* START Supplied information *

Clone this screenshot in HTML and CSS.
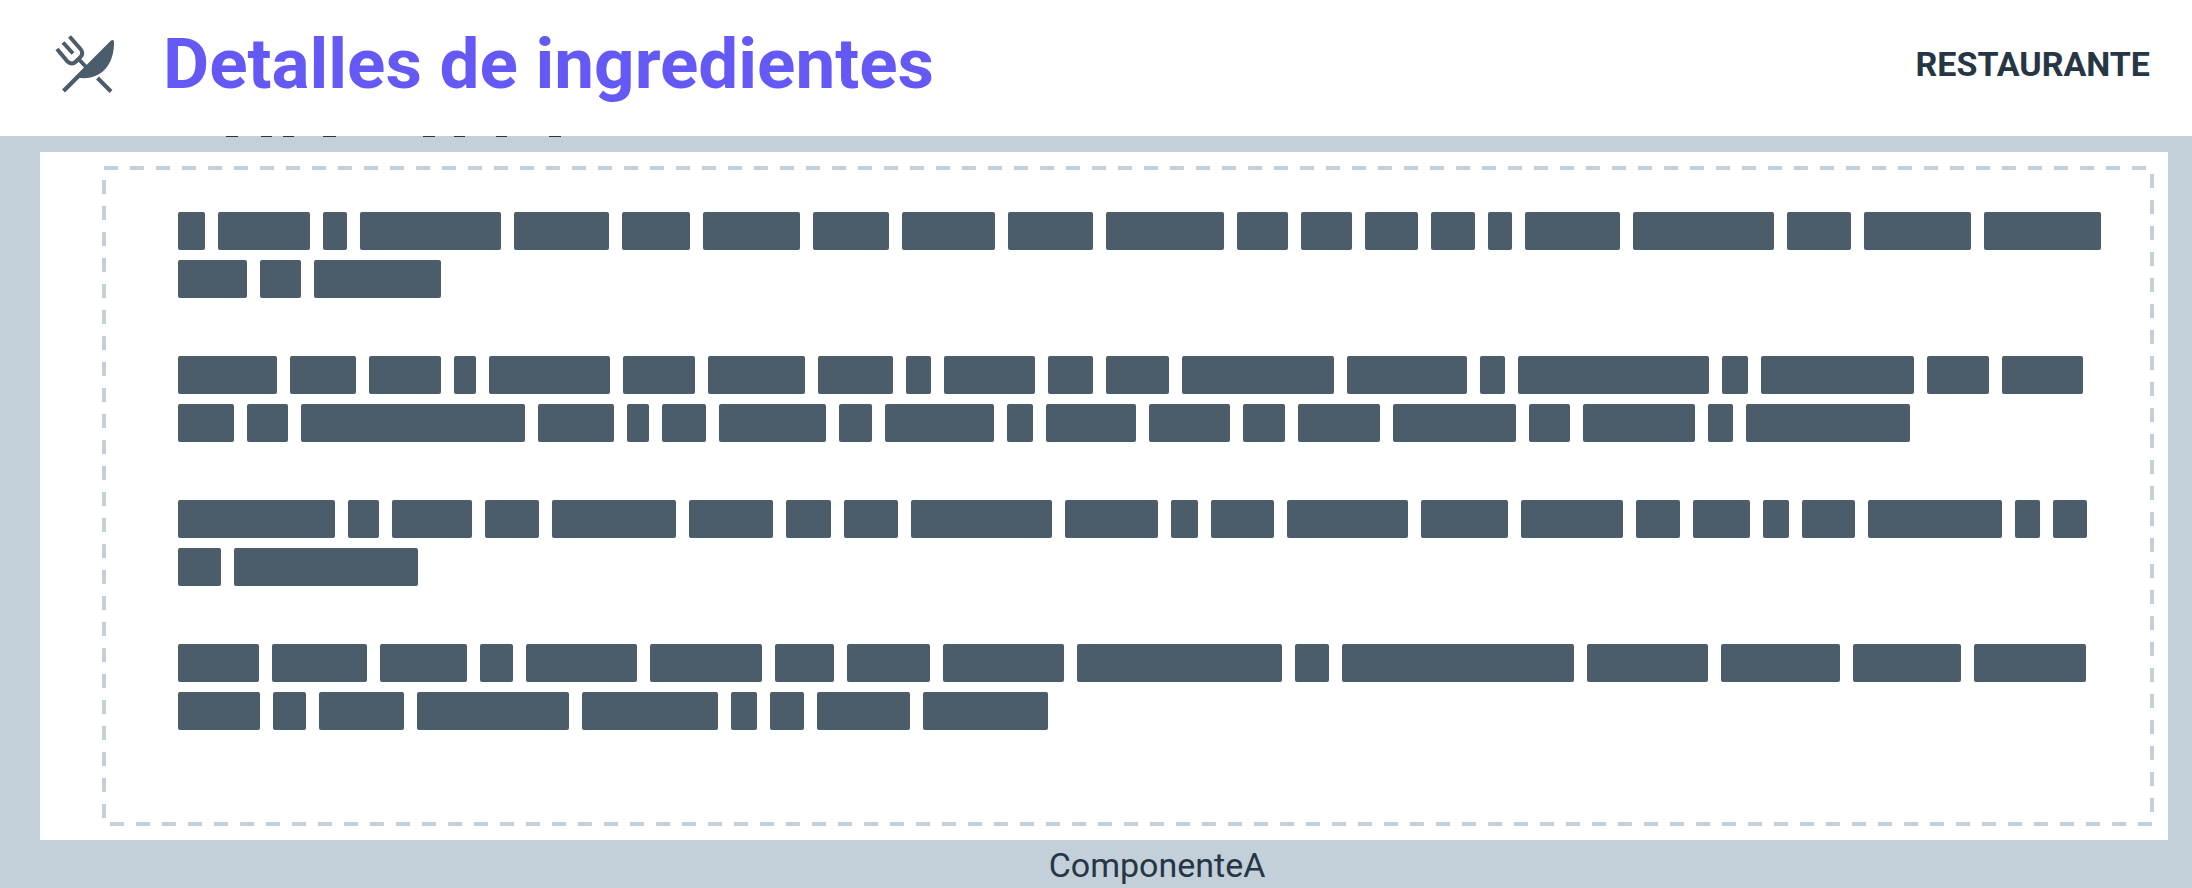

* END Supplied information *
* START Supplied information *

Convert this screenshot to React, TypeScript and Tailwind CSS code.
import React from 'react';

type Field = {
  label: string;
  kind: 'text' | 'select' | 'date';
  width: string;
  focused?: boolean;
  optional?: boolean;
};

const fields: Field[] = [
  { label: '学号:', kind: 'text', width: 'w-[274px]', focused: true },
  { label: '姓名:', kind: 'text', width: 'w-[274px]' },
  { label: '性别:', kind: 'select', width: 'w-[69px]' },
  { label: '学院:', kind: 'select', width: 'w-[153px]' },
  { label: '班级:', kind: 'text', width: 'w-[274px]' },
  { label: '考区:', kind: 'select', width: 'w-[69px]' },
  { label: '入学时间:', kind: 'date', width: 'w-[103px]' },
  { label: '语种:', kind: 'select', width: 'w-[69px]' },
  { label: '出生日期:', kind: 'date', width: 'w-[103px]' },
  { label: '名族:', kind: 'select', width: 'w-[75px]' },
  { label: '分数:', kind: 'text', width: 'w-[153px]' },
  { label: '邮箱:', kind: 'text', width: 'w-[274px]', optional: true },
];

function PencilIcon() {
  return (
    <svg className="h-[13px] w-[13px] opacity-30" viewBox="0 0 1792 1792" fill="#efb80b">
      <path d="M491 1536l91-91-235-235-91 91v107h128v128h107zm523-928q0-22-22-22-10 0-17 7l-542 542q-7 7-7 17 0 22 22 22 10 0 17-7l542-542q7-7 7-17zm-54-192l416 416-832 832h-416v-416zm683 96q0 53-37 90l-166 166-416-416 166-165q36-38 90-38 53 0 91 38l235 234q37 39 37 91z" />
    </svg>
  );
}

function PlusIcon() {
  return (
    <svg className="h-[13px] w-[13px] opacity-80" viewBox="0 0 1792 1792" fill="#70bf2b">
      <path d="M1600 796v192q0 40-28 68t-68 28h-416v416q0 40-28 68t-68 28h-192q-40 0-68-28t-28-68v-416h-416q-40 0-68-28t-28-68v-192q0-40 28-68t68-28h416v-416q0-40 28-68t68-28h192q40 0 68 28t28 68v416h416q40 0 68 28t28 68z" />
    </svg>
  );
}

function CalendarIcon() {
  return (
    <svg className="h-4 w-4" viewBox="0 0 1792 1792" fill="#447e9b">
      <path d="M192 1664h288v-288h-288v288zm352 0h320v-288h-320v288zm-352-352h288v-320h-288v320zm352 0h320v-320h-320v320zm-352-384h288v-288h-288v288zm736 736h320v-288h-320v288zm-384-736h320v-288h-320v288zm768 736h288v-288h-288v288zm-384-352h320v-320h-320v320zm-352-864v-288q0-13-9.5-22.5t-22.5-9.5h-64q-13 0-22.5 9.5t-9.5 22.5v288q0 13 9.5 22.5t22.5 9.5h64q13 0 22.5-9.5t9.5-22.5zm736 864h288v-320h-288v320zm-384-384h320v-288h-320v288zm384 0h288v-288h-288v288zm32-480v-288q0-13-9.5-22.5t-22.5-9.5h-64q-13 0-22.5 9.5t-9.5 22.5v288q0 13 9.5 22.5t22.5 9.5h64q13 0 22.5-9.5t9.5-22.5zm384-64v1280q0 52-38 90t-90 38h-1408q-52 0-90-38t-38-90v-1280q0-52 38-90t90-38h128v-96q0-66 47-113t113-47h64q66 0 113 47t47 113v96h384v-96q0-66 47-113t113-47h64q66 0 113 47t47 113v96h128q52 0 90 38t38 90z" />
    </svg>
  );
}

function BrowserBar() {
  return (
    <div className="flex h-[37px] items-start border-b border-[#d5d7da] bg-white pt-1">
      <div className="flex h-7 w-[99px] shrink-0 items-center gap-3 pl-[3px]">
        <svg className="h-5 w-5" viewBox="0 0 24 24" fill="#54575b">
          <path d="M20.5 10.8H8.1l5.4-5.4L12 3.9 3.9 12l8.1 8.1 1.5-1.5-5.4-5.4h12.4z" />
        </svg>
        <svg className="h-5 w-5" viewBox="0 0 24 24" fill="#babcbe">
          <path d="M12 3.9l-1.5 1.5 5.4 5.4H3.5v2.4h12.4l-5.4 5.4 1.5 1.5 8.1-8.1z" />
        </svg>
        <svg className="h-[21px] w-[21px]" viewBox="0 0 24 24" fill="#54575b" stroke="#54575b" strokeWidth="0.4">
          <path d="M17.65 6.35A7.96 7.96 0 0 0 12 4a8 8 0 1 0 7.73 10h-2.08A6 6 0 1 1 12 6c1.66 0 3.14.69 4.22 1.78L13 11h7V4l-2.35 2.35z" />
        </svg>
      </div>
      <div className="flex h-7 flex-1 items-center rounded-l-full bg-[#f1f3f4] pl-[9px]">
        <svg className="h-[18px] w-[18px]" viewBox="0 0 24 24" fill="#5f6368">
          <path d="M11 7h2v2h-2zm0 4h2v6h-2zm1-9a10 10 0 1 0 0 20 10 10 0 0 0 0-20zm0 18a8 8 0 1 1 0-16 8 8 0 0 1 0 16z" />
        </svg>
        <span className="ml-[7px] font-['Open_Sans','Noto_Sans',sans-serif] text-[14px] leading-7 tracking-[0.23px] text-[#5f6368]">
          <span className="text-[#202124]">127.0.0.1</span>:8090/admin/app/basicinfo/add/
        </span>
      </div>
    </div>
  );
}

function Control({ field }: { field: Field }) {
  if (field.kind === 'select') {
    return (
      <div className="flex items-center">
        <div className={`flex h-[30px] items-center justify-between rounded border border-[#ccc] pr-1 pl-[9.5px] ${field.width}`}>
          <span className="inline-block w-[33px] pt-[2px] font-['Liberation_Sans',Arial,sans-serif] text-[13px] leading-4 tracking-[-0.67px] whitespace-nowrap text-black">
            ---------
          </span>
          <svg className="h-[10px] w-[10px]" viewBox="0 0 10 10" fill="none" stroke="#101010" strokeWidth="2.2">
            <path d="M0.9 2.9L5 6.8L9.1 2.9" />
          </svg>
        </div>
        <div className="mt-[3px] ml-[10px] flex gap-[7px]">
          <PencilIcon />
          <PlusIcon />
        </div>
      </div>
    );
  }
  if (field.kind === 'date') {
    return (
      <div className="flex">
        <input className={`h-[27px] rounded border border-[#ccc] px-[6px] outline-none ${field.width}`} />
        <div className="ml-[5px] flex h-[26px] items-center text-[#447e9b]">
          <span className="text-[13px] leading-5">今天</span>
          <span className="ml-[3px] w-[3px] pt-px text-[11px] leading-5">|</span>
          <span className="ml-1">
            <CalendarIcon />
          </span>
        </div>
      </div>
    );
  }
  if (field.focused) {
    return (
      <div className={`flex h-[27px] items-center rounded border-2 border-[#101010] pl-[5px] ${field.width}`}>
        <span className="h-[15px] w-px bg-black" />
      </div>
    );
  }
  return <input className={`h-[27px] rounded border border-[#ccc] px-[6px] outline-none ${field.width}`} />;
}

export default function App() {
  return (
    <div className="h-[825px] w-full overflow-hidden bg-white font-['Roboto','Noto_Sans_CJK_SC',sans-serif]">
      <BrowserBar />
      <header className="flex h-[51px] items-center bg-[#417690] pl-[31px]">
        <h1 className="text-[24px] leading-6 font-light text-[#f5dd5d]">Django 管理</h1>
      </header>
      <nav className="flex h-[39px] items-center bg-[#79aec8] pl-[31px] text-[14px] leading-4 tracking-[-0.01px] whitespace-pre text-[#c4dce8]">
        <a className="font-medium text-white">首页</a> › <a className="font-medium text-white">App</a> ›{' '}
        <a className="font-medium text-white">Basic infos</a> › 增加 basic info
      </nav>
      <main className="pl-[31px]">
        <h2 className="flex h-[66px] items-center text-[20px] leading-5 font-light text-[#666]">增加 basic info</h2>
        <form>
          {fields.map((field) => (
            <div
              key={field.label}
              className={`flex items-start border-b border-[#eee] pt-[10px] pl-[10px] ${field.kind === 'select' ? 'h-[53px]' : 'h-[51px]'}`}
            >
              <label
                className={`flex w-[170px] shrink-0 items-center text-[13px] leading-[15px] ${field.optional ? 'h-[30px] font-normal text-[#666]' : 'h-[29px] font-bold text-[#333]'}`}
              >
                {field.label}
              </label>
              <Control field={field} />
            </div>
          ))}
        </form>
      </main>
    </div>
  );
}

* END Supplied information *

What you will do: Select and copy every line from the records that includes the word "screenshot".

Solution to this task:
Clone this screenshot in HTML and CSS.
Convert this screenshot to React, TypeScript and Tailwind CSS code.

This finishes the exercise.